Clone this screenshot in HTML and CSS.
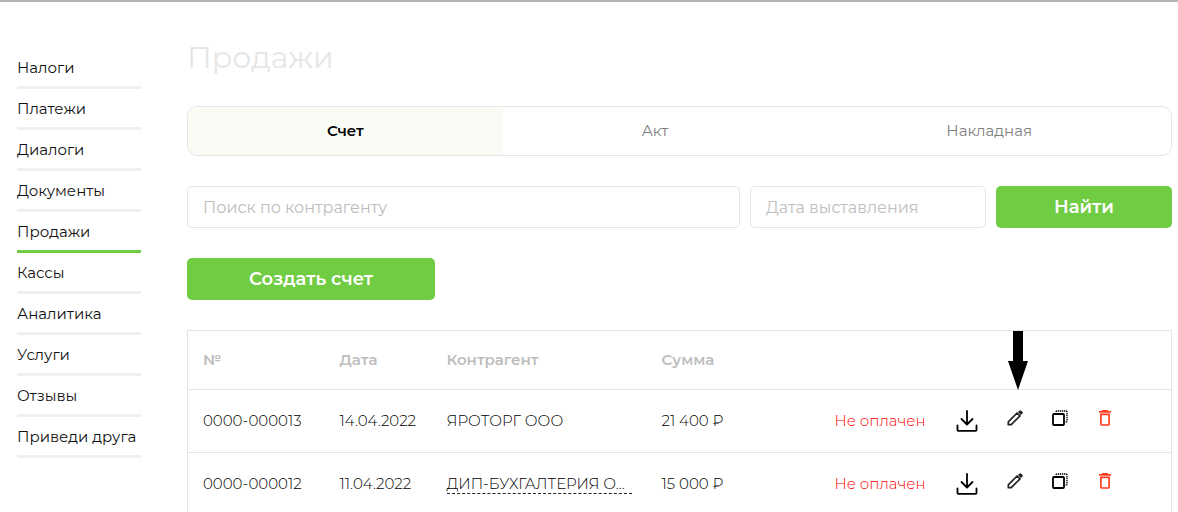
FILE: index.html
```html
<!DOCTYPE html>
<html lang="ru">
<head>
<meta charset="UTF-8">
<meta name="viewport" content="width=device-width, initial-scale=1.0">
<title>Продажи</title>
<link rel="stylesheet" href="styles.css">
</head>
<body>
  <!-- Shared icons -->
  <svg class="sprite" aria-hidden="true">
    <symbol id="download" viewBox="0 0 22 22">
      <path d="M11 1v13M5.500 9l5.500 5.500L16.500 9M1.500 15.500V20q0 .8.8.8h17.400q.8 0 .8-.8v-4.500" fill="none" stroke="#000" stroke-width="1.800" stroke-linecap="round" stroke-linejoin="round"/>
    </symbol>
    <symbol id="edit" viewBox="0 0 16 16">
      <path d="M1.300 14.700v-2.900l8.800-8.800 2.900 2.900-8.800 8.800z" fill="none" stroke="#222" stroke-width="1.700" stroke-linejoin="round"/>
      <path d="M11 2.100l1.700-1.700q.6-.5 1.200 0l1.700 1.700q.5.600 0 1.200l-1.700 1.700z" fill="#222"/>
    </symbol>
    <symbol id="copy" viewBox="0 0 16 16">
      <rect x="1" y="4" width="11" height="11" rx="1" fill="none" stroke="#000" stroke-width="1.800"/>
      <path d="M4 2q0-1 1-1h9q1 0 1 1v9q0 1-1 1h-1" fill="none" stroke="#000" stroke-width="1.300" stroke-dasharray="1.400 .7"/>
    </symbol>
    <symbol id="trash" viewBox="0 0 16 16">
      <path d="M5.500 0h5l.8 1H14v1.700H2V1h2.700z" fill="#ff3b1f"/>
      <path d="M3.900 4.400h8.200V14q0 1-1 1H4.900q-1 0-1-1z" fill="none" stroke="#ff3b1f" stroke-width="1.700"/>
    </symbol>
  </svg>

  <div class="page">
    <nav class="menu">
      <a href="#">Налоги</a>
      <a href="#">Платежи</a>
      <a href="#">Диалоги</a>
      <a href="#">Документы</a>
      <a href="#" class="active">Продажи</a>
      <a href="#">Кассы</a>
      <a href="#">Аналитика</a>
      <a href="#">Услуги</a>
      <a href="#">Отзывы</a>
      <a href="#">Приведи друга</a>
    </nav>

    <main class="content">
      <h1>Продажи</h1>

      <div class="tabs">
        <button type="button" class="active">Счет</button>
        <button type="button">Акт</button>
        <button type="button">Накладная</button>
      </div>

      <form class="filter">
        <input type="text" name="client" placeholder="Поиск по контрагенту" aria-label="Поиск по контрагенту">
        <input type="text" name="date" placeholder="Дата выставления" aria-label="Дата выставления">
        <button type="submit" class="btn">Найти</button>
      </form>

      <button type="button" class="btn create">Создать счет</button>

      <table class="invoices">
        <thead>
          <tr>
            <th class="col-number">№</th>
            <th class="col-date">Дата</th>
            <th class="col-client">Контрагент</th>
            <th class="col-sum">Сумма</th>
            <th class="col-status"></th>
            <th class="col-actions">
              <svg class="pointer" viewBox="0 0 20 59" aria-hidden="true"><path d="M5 0h10v30h5L10 59 0 30h5z"/></svg>
            </th>
          </tr>
        </thead>
        <tbody>
          <tr>
            <td>0000-000013</td>
            <td>14.04.2022</td>
            <td>ЯРОТОРГ ООО</td>
            <td>21 400 ₽</td>
            <td class="unpaid">Не оплачен</td>
            <td>
              <div class="actions">
                <button type="button" aria-label="Скачать"><svg class="icon-big"><use href="#download"/></svg></button>
                <button type="button" aria-label="Редактировать"><svg><use href="#edit"/></svg></button>
                <button type="button" aria-label="Копировать"><svg><use href="#copy"/></svg></button>
                <button type="button" aria-label="Удалить"><svg><use href="#trash"/></svg></button>
              </div>
            </td>
          </tr>
          <tr>
            <td>0000-000012</td>
            <td>11.04.2022</td>
            <td><span class="cut">ДИП-БУХГАЛТЕРИЯ О...</span></td>
            <td>15 000 ₽</td>
            <td class="unpaid">Не оплачен</td>
            <td>
              <div class="actions">
                <button type="button" aria-label="Скачать"><svg class="icon-big"><use href="#download"/></svg></button>
                <button type="button" aria-label="Редактировать"><svg><use href="#edit"/></svg></button>
                <button type="button" aria-label="Копировать"><svg><use href="#copy"/></svg></button>
                <button type="button" aria-label="Удалить"><svg><use href="#trash"/></svg></button>
              </div>
            </td>
          </tr>
        </tbody>
      </table>
    </main>
  </div>
</body>
</html>
```
FILE: styles.css
```css
* {
  box-sizing: border-box;
}
body {
  margin: 0;
  border-top: 2px solid #b5b5b5;
  background: #fff;
  color: #222;
  font-family: Montserrat, Inter, "Noto Sans", sans-serif;
  font-size: 15px;
  line-height: 20px;
}
button,
input {
  font-family: inherit;
}
button {
  padding: 0;
  border: none;
  background: none;
  cursor: pointer;
}
.sprite {
  display: none;
}
.page {
  display: flex;
  gap: 46px;
  padding: 36px 6px 0 17px;
}

/* Side menu */
.menu {
  flex: 0 0 124px;
  padding-top: 10px;
}
.menu a {
  display: block;
  padding: 10px 0 8px;
  border-bottom: 3px solid #efefef;
  color: #111;
  text-decoration: none;
  white-space: nowrap;
}
.menu a.active {
  border-color: #70cc43;
}

.content {
  flex: 1;
  min-width: 0;
}
h1 {
  margin: 0 0 28px;
  color: #e6e6e6;
  font-size: 30px;
  font-weight: 400;
  line-height: 40px;
}

/* Tabs */
.tabs {
  display: flex;
  height: 50px;
  margin-bottom: 30px;
  border: 1px solid #e5e5e5;
  border-radius: 10px;
  overflow: hidden;
}
.tabs button {
  flex: 1 1 auto;
  padding-bottom: 2px;
  color: #808080;
  font-size: 15px;
}
.tabs button.active {
  background: #f9fcf5;
  color: #000;
  font-weight: 600;
}

/* Search */
.filter {
  display: grid;
  grid-template-columns: 1fr 236px 176px;
  gap: 10px;
  margin-bottom: 30px;
}
.filter input {
  width: 100%;
  height: 42px;
  padding: 0 15px;
  border: 1px solid #e5e5e5;
  border-radius: 5px;
  font-size: 16px;
}
.filter input::placeholder {
  color: #bdbdbd;
}
.btn {
  height: 42px;
  border-radius: 5px;
  background: #70cc43;
  color: #fff;
  font-size: 18px;
  font-weight: 600;
}
.create {
  display: block;
  width: 248px;
  margin-bottom: 30px;
}

/* Invoices */
.invoices {
  width: 100%;
  border: 1px solid #e5e5e5;
  border-collapse: collapse;
  table-layout: fixed;
}
.invoices th,
.invoices td {
  padding: 0 0 0 15px;
  border-bottom: 1px solid #e5e5e5;
  text-align: left;
  white-space: nowrap;
}
.invoices th {
  position: relative;
  height: 59px;
  color: #bdbdbd;
  font-weight: 600;
}
.invoices td {
  height: 63px;
  color: #000;
  font-weight: 300;
}
.invoices td.unpaid {
  color: #f00;
}
.col-number {
  width: 137px;
}
.col-date {
  width: 107px;
}
.col-client {
  width: 215px;
}
.col-sum {
  width: 173px;
}
.col-status {
  width: 121px;
}
.cut {
  display: inline-block;
  width: 185px;
  border-bottom: 1px dashed #222;
  line-height: 18px;
}
.actions {
  display: flex;
  align-items: flex-start;
  gap: 29px;
}
.actions svg {
  display: block;
  width: 16px;
  height: 16px;
}
.actions .icon-big {
  width: 22px;
  height: 22px;
}
.pointer {
  position: absolute;
  top: 0;
  left: 67px;
  width: 20px;
  height: 59px;
  fill: #000;
}
```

## Aim
Word for word, quote the full listing, omitting every picture.

## Result for this task
Clone this screenshot in HTML and CSS.
FILE: index.html
```html
<!DOCTYPE html>
<html lang="ru">
<head>
<meta charset="UTF-8">
<meta name="viewport" content="width=device-width, initial-scale=1.0">
<title>Продажи</title>
<link rel="stylesheet" href="styles.css">
</head>
<body>
  <!-- Shared icons -->
  <svg class="sprite" aria-hidden="true">
    <symbol id="download" viewBox="0 0 22 22">
      <path d="M11 1v13M5.500 9l5.500 5.500L16.500 9M1.500 15.500V20q0 .8.8.8h17.400q.8 0 .8-.8v-4.500" fill="none" stroke="#000" stroke-width="1.800" stroke-linecap="round" stroke-linejoin="round"/>
    </symbol>
    <symbol id="edit" viewBox="0 0 16 16">
      <path d="M1.300 14.700v-2.900l8.800-8.800 2.900 2.900-8.800 8.800z" fill="none" stroke="#222" stroke-width="1.700" stroke-linejoin="round"/>
      <path d="M11 2.100l1.700-1.700q.6-.5 1.200 0l1.700 1.700q.5.600 0 1.200l-1.700 1.700z" fill="#222"/>
    </symbol>
    <symbol id="copy" viewBox="0 0 16 16">
      <rect x="1" y="4" width="11" height="11" rx="1" fill="none" stroke="#000" stroke-width="1.800"/>
      <path d="M4 2q0-1 1-1h9q1 0 1 1v9q0 1-1 1h-1" fill="none" stroke="#000" stroke-width="1.300" stroke-dasharray="1.400 .7"/>
    </symbol>
    <symbol id="trash" viewBox="0 0 16 16">
      <path d="M5.500 0h5l.8 1H14v1.700H2V1h2.700z" fill="#ff3b1f"/>
      <path d="M3.900 4.400h8.200V14q0 1-1 1H4.900q-1 0-1-1z" fill="none" stroke="#ff3b1f" stroke-width="1.700"/>
    </symbol>
  </svg>

  <div class="page">
    <nav class="menu">
      <a href="#">Налоги</a>
      <a href="#">Платежи</a>
      <a href="#">Диалоги</a>
      <a href="#">Документы</a>
      <a href="#" class="active">Продажи</a>
      <a href="#">Кассы</a>
      <a href="#">Аналитика</a>
      <a href="#">Услуги</a>
      <a href="#">Отзывы</a>
      <a href="#">Приведи друга</a>
    </nav>

    <main class="content">
      <h1>Продажи</h1>

      <div class="tabs">
        <button type="button" class="active">Счет</button>
        <button type="button">Акт</button>
        <button type="button">Накладная</button>
      </div>

      <form class="filter">
        <input type="text" name="client" placeholder="Поиск по контрагенту" aria-label="Поиск по контрагенту">
        <input type="text" name="date" placeholder="Дата выставления" aria-label="Дата выставления">
        <button type="submit" class="btn">Найти</button>
      </form>

      <button type="button" class="btn create">Создать счет</button>

      <table class="invoices">
        <thead>
          <tr>
            <th class="col-number">№</th>
            <th class="col-date">Дата</th>
            <th class="col-client">Контрагент</th>
            <th class="col-sum">Сумма</th>
            <th class="col-status"></th>
            <th class="col-actions">
              <svg class="pointer" viewBox="0 0 20 59" aria-hidden="true"><path d="M5 0h10v30h5L10 59 0 30h5z"/></svg>
            </th>
          </tr>
        </thead>
        <tbody>
          <tr>
            <td>0000-000013</td>
            <td>14.04.2022</td>
            <td>ЯРОТОРГ ООО</td>
            <td>21 400 ₽</td>
            <td class="unpaid">Не оплачен</td>
            <td>
              <div class="actions">
                <button type="button" aria-label="Скачать"><svg class="icon-big"><use href="#download"/></svg></button>
                <button type="button" aria-label="Редактировать"><svg><use href="#edit"/></svg></button>
                <button type="button" aria-label="Копировать"><svg><use href="#copy"/></svg></button>
                <button type="button" aria-label="Удалить"><svg><use href="#trash"/></svg></button>
              </div>
            </td>
          </tr>
          <tr>
            <td>0000-000012</td>
            <td>11.04.2022</td>
            <td><span class="cut">ДИП-БУХГАЛТЕРИЯ О...</span></td>
            <td>15 000 ₽</td>
            <td class="unpaid">Не оплачен</td>
            <td>
              <div class="actions">
                <button type="button" aria-label="Скачать"><svg class="icon-big"><use href="#download"/></svg></button>
                <button type="button" aria-label="Редактировать"><svg><use href="#edit"/></svg></button>
                <button type="button" aria-label="Копировать"><svg><use href="#copy"/></svg></button>
                <button type="button" aria-label="Удалить"><svg><use href="#trash"/></svg></button>
              </div>
            </td>
          </tr>
        </tbody>
      </table>
    </main>
  </div>
</body>
</html>
```
FILE: styles.css
```css
* {
  box-sizing: border-box;
}
body {
  margin: 0;
  border-top: 2px solid #b5b5b5;
  background: #fff;
  color: #222;
  font-family: Montserrat, Inter, "Noto Sans", sans-serif;
  font-size: 15px;
  line-height: 20px;
}
button,
input {
  font-family: inherit;
}
button {
  padding: 0;
  border: none;
  background: none;
  cursor: pointer;
}
.sprite {
  display: none;
}
.page {
  display: flex;
  gap: 46px;
  padding: 36px 6px 0 17px;
}

/* Side menu */
.menu {
  flex: 0 0 124px;
  padding-top: 10px;
}
.menu a {
  display: block;
  padding: 10px 0 8px;
  border-bottom: 3px solid #efefef;
  color: #111;
  text-decoration: none;
  white-space: nowrap;
}
.menu a.active {
  border-color: #70cc43;
}

.content {
  flex: 1;
  min-width: 0;
}
h1 {
  margin: 0 0 28px;
  color: #e6e6e6;
  font-size: 30px;
  font-weight: 400;
  line-height: 40px;
}

/* Tabs */
.tabs {
  display: flex;
  height: 50px;
  margin-bottom: 30px;
  border: 1px solid #e5e5e5;
  border-radius: 10px;
  overflow: hidden;
}
.tabs button {
  flex: 1 1 auto;
  padding-bottom: 2px;
  color: #808080;
  font-size: 15px;
}
.tabs button.active {
  background: #f9fcf5;
  color: #000;
  font-weight: 600;
}

/* Search */
.filter {
  display: grid;
  grid-template-columns: 1fr 236px 176px;
  gap: 10px;
  margin-bottom: 30px;
}
.filter input {
  width: 100%;
  height: 42px;
  padding: 0 15px;
  border: 1px solid #e5e5e5;
  border-radius: 5px;
  font-size: 16px;
}
.filter input::placeholder {
  color: #bdbdbd;
}
.btn {
  height: 42px;
  border-radius: 5px;
  background: #70cc43;
  color: #fff;
  font-size: 18px;
  font-weight: 600;
}
.create {
  display: block;
  width: 248px;
  margin-bottom: 30px;
}

/* Invoices */
.invoices {
  width: 100%;
  border: 1px solid #e5e5e5;
  border-collapse: collapse;
  table-layout: fixed;
}
.invoices th,
.invoices td {
  padding: 0 0 0 15px;
  border-bottom: 1px solid #e5e5e5;
  text-align: left;
  white-space: nowrap;
}
.invoices th {
  position: relative;
  height: 59px;
  color: #bdbdbd;
  font-weight: 600;
}
.invoices td {
  height: 63px;
  color: #000;
  font-weight: 300;
}
.invoices td.unpaid {
  color: #f00;
}
.col-number {
  width: 137px;
}
.col-date {
  width: 107px;
}
.col-client {
  width: 215px;
}
.col-sum {
  width: 173px;
}
.col-status {
  width: 121px;
}
.cut {
  display: inline-block;
  width: 185px;
  border-bottom: 1px dashed #222;
  line-height: 18px;
}
.actions {
  display: flex;
  align-items: flex-start;
  gap: 29px;
}
.actions svg {
  display: block;
  width: 16px;
  height: 16px;
}
.actions .icon-big {
  width: 22px;
  height: 22px;
}
.pointer {
  position: absolute;
  top: 0;
  left: 67px;
  width: 20px;
  height: 59px;
  fill: #000;
}
```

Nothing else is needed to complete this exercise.